With the initial goal of producing 3 million trees within the first year of full operations, Eden Projects hired local leadership and villagers to produce a mix of native species trees. Planting began in March 2020 and in the first month, employees planted over 50,000 trees. Since then tree production efforts have scaled up, and Eden Projects has initiated plans to expand its work in Kenya by multiplying nursery and planting sites. By November 2020, over 2.4 million trees had been planted in Kenya.

===Central America===

Central America is a biodiversity hotspot with a wide range of ecosystems that include tropical, dry, montane, and mangrove forests. These forests are home to indigenous people and ecosystems with high numbers of endemic species. Despite having over 900 terrestrial and marine protected areas in the region, both the environment and people are under severe threat due to continued deforestation. And while still considered a resource-rich area, Central America has the largest number of people living in extreme poverty in the Americas.

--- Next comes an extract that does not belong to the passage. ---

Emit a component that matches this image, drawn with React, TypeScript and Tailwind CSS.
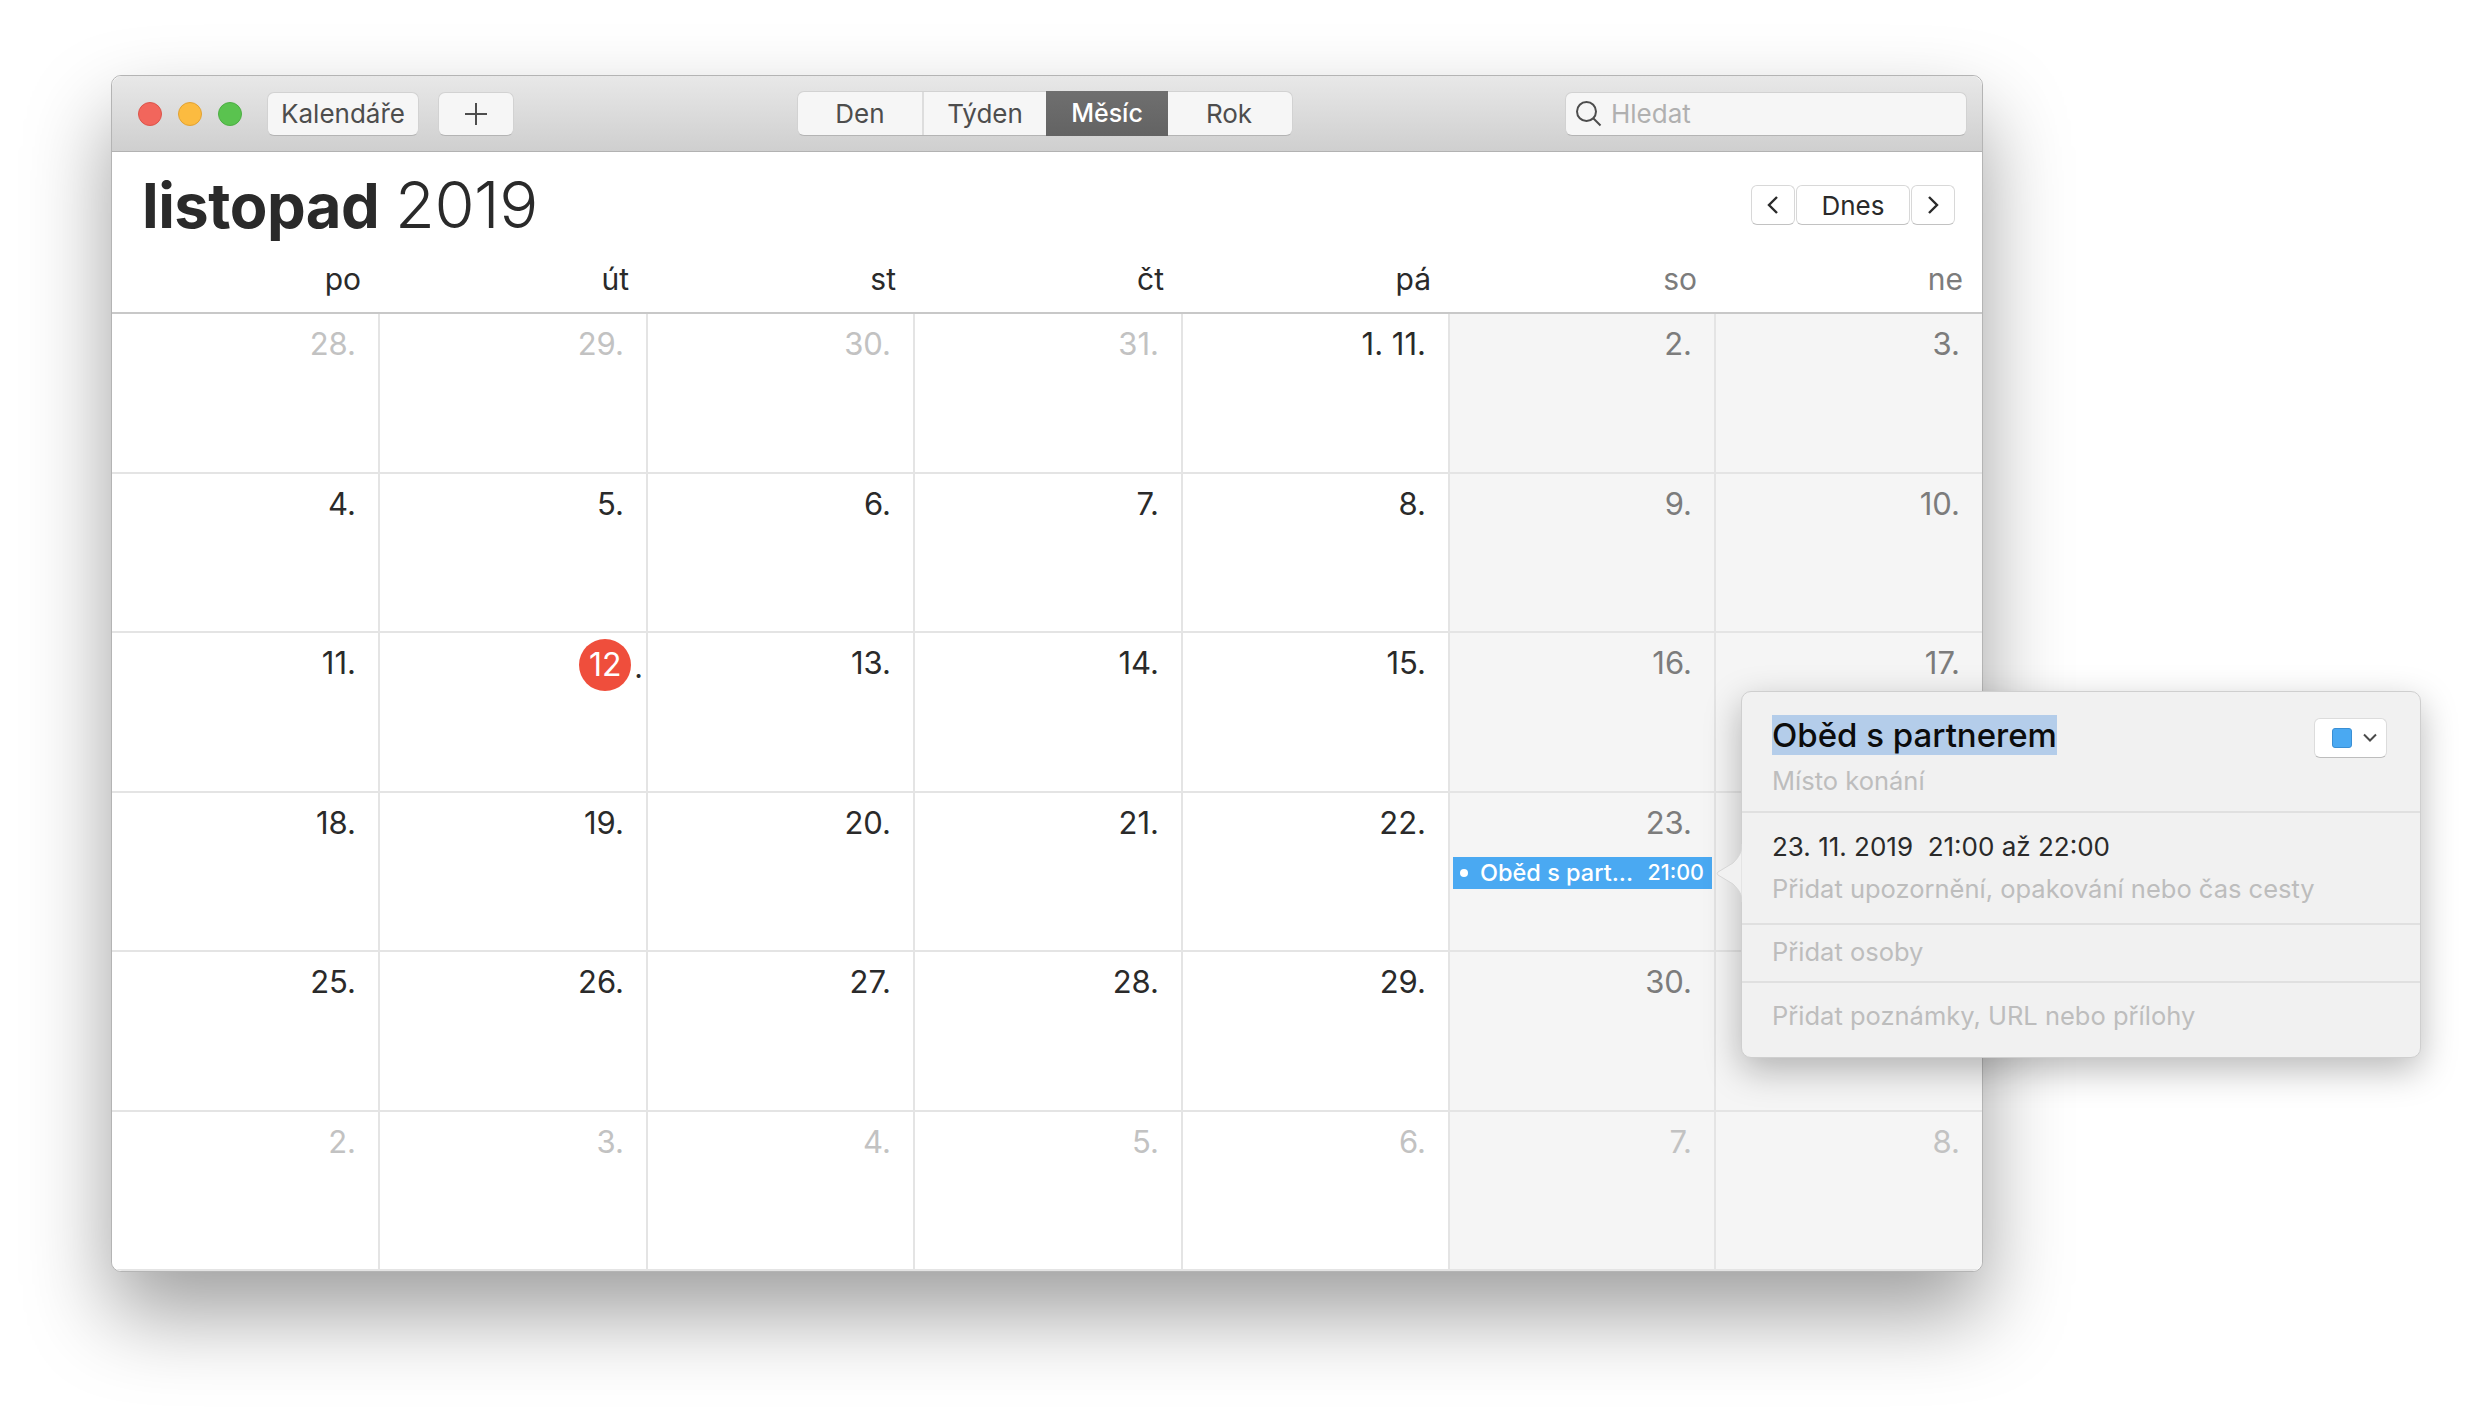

In 2020 Eden Reforestation Projects began working with indigenous communities in Central America to launch reforestation programs in Honduras. In Honduras, Eden has developed a partnership with La Tigra National Park, a protected area with many types of ecosystems and forests as well as critically endangered species. Working with communities from Montana Grande, one of the most impoverished communities in the area, Eden staff have begun gathering bare roots to reforest native tree species. Several additional areas have been identified as potential planting sites, as well as 61 communities (with about 31,000 inhabitants) in the area that could work with Eden as the program expands. Eden plans to expand its reforestation work to include large-scale mangrove and agroforestry programs within Honduras.

Since launching planting sites in Honduras, Eden has planted over 3 million trees and is looking to expand into additional nations throughout Central America.

==Rating==
As of November 2025, Charity Navigator gave Eden a score of 4 out of 4 stars (based on a rating of 94%). ImpactMatters rated Eden as a 5 out of 5 stars nonprofit based on data from 2017.